Elliott wrote that new arrivals to Winnipeg from outside Canada were processed at the Dominion Immigration Sheds at The Forks .
The Manitoban complained that little had been done to help prepare the immigration sheds for the accommodation of newcomers. “The kitchens have no stoves,” the newspaper reported on May 3, 1973, “and the chimneys as they are presently arranged are perfectly useless for cooking or anything else, unless something in the way of a useable fireplace is provided. The whole building is dirty, unswept, and unfit for human habitation. Who is responsible for such a state of things, and why is not something done at once to put the place into better order.”

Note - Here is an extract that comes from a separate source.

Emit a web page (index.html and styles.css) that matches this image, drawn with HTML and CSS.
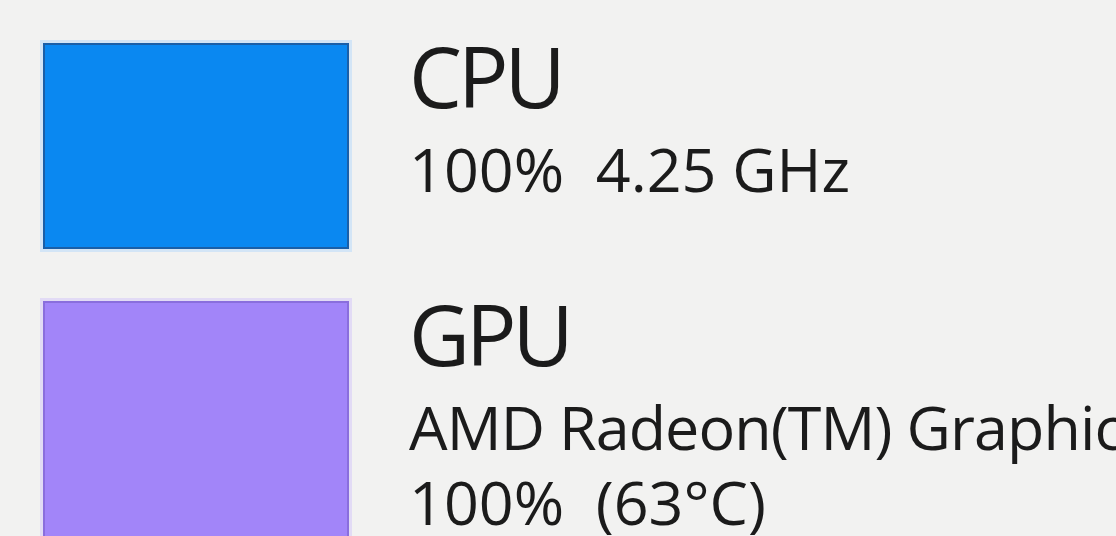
FILE: index.html
```html
<!DOCTYPE html>
<html lang="en">
<head>
<meta charset="utf-8">
<title>Performance</title>
<link rel="stylesheet" href="styles.css">
</head>
<body>
<div class="list">
  <div class="item">
    <div class="swatch swatch-cpu"></div>
    <div class="info">
      <div class="title">CPU</div>
      <div class="sub">100%  4.25 GHz</div>
    </div>
  </div>
  <div class="item">
    <div class="swatch swatch-gpu"></div>
    <div class="info">
      <div class="title">GPU</div>
      <div class="sub sub-name">AMD Radeon(TM) Graphics</div>
      <div class="sub">100%  (63°C)</div>
    </div>
  </div>
</div>
</body>
</html>
```

FILE: styles.css
```css
html, body {
  margin: 0;
  height: 100%;
}
body {
  background: #f2f2f1;
  overflow: hidden;
  font-family: "Open Sans", "Noto Sans", sans-serif;
  color: #1b1b1b;
}
.list {
  display: flex;
  flex-direction: column;
  gap: 43px;
  padding: 34px 0 0 43px;
}
.item {
  display: flex;
  gap: 60px;
  align-items: flex-start;
}
.swatch {
  flex: none;
  width: 302px;
  height: 202px;
  margin-top: 9px;
  border: 2px solid #1a5fa8;
  box-shadow: 0 0 0 3px #d3e5f6;
}
.swatch-cpu {
  background: #0a88f1;
}
.swatch-gpu {
  height: 260px;
  background: #a285f9;
  border-color: #8a6edd;
  box-shadow: 0 0 0 3px #e2dbf5;
}
.info {
  display: flex;
  flex-direction: column;
  white-space: pre;
}
.title {
  font-size: 84px;
  line-height: 84px;
  letter-spacing: -4px;
  margin-bottom: 13px;
}
.sub {
  font-size: 61px;
  line-height: 75px;
}
.sub-name {
  letter-spacing: -0.9px;
}
```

Over the years of its existence, the sheds continued to receive immigrants despite the numerous complaints found in newspapers about the deteriorating conditions within the two buildings.
From May 1 to October 1, 1874, a total of 2,693 immigrants were accommodated at the sheds, including 1,368 Mennonites.

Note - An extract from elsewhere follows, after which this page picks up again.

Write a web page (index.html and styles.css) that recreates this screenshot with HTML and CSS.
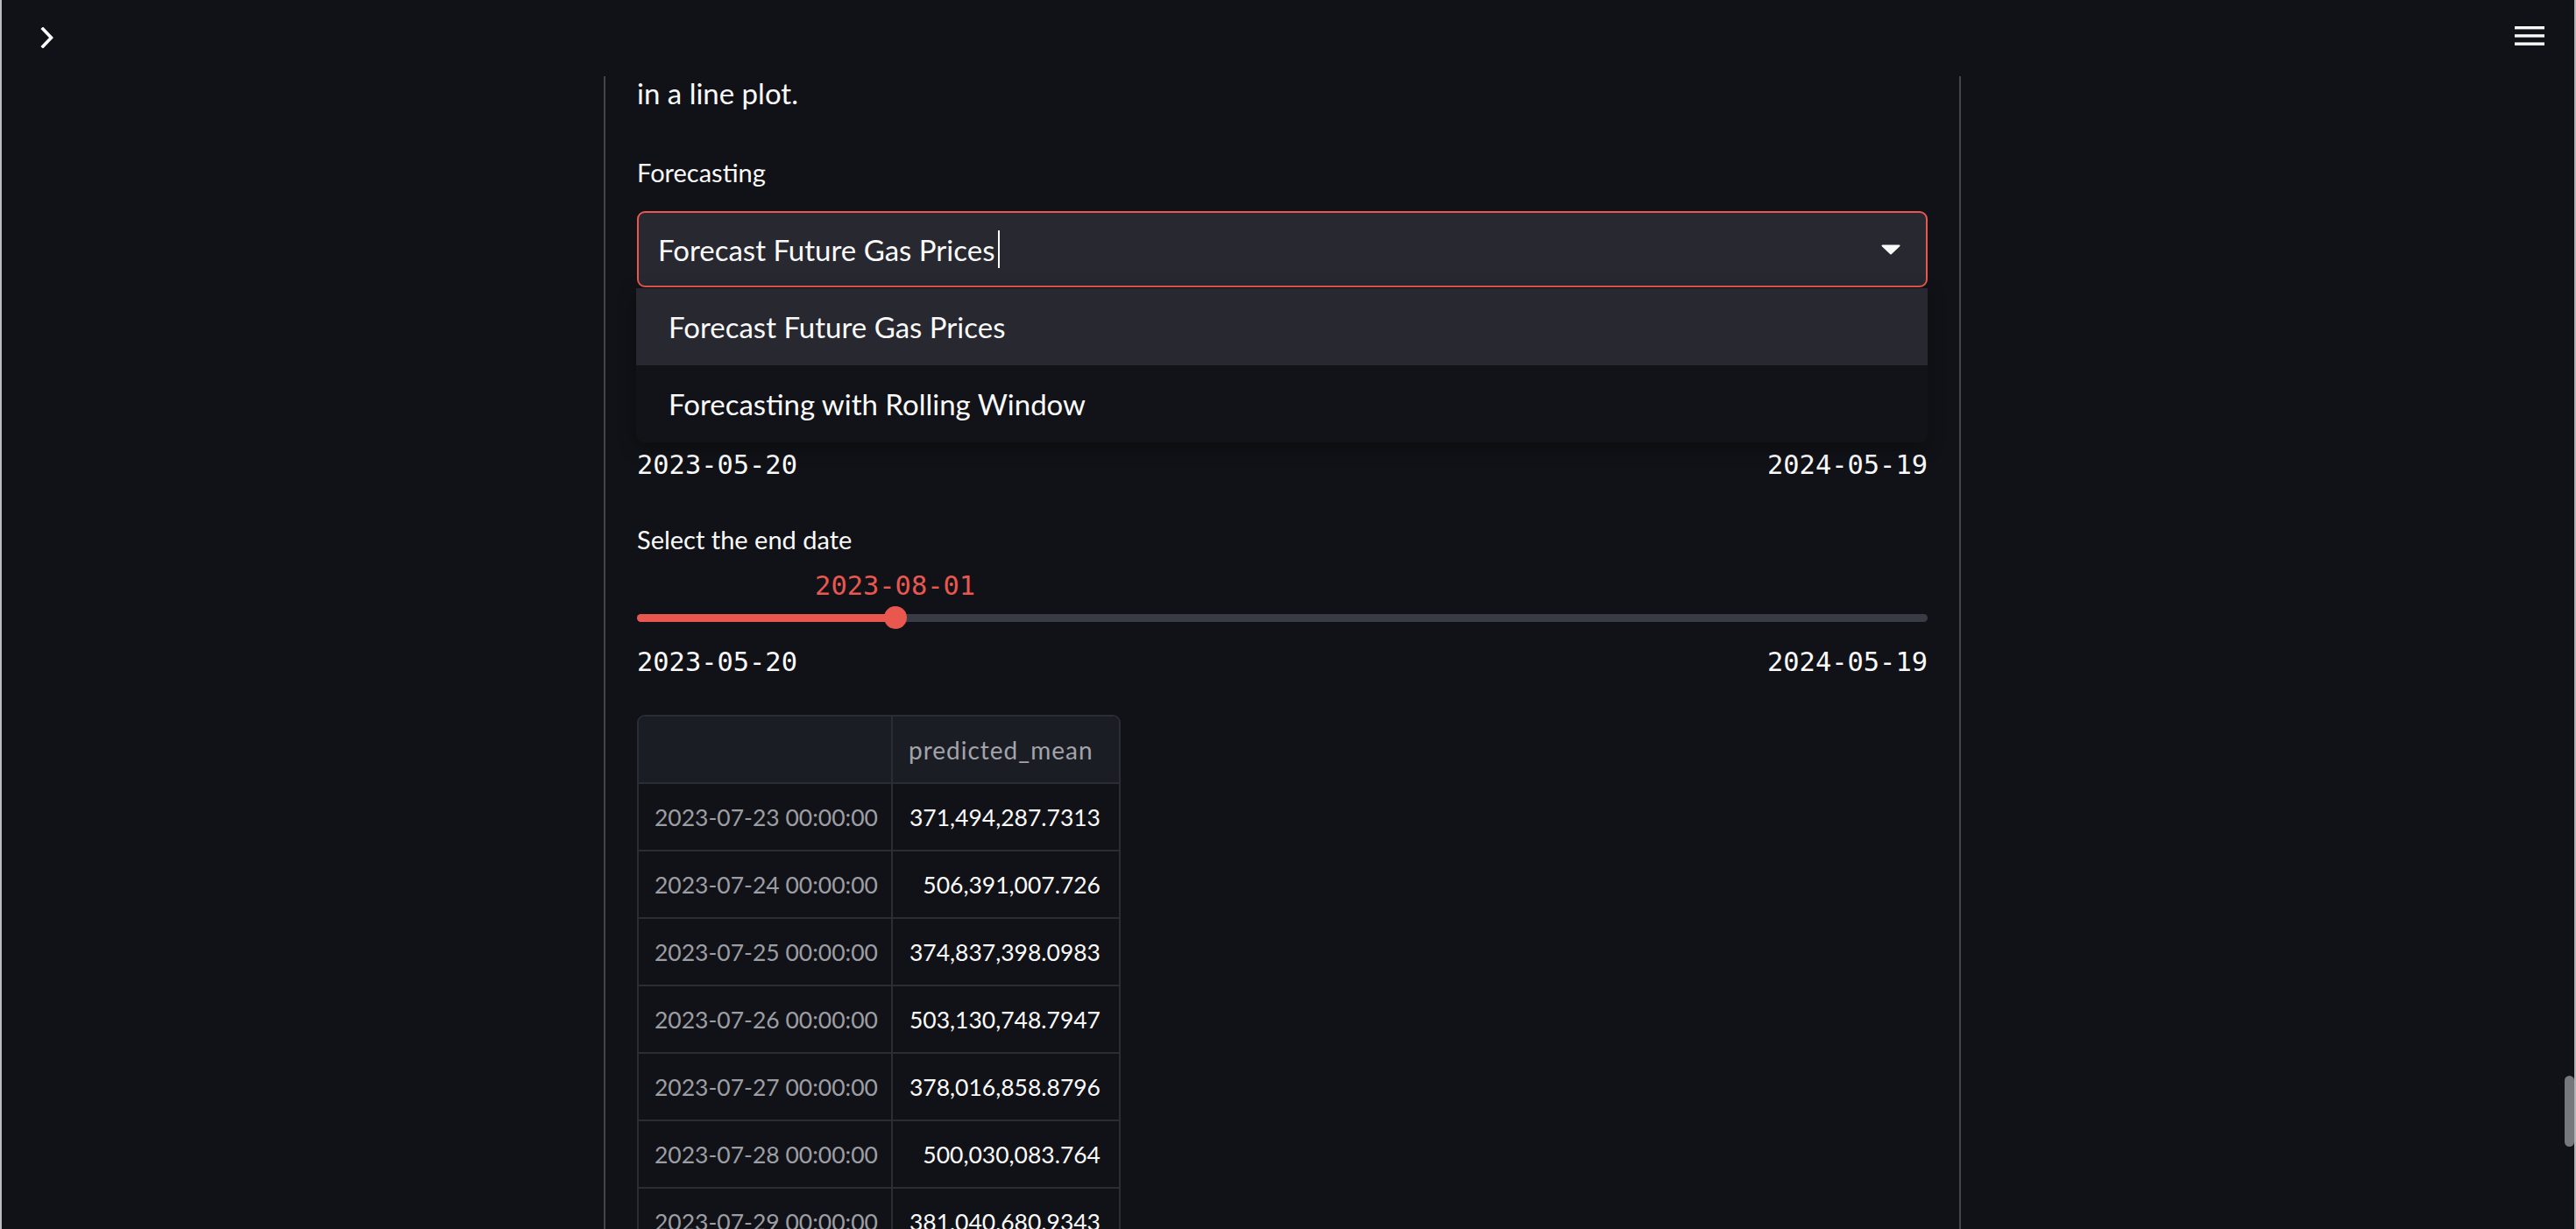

Elliott, who drove a buggy throughout Winnipeg to compile information for his  pamphlet, said the city possessed 903 buildings of all sorts, which he broke down to 408 dwellings, 17 hotels, seven saloons, 28 boarding houses, 27 manufacturing plants and 421 miscellaneous structures.
“Brick sidewalks are, of course, unknown, but on Main Street and one or two other streets substantial sidewalks composed of pine planking have been laid down, and it affords an excellent footing in wet or muddy weather. Crossings composed of oak also laid across the streets are important points,” added Elliott.
New arrivals in Winnipeg were quick to comment disparagingly about the prairie gumbo that typified the city’s streets, making them virtually impassable after a spring runoff or downpour.
The dismal conditions of Winnipeg’s streets partially contributed to the movement toward incorporation as a city. Those favouring incorporation felt that becoming a city would allow the implementation of property taxes to improve roads and sidewalks and build sewers. Among the first expenditures approved by the first city council was $8,246 for sidewalks, $3,204 for roads and $641 for bridges.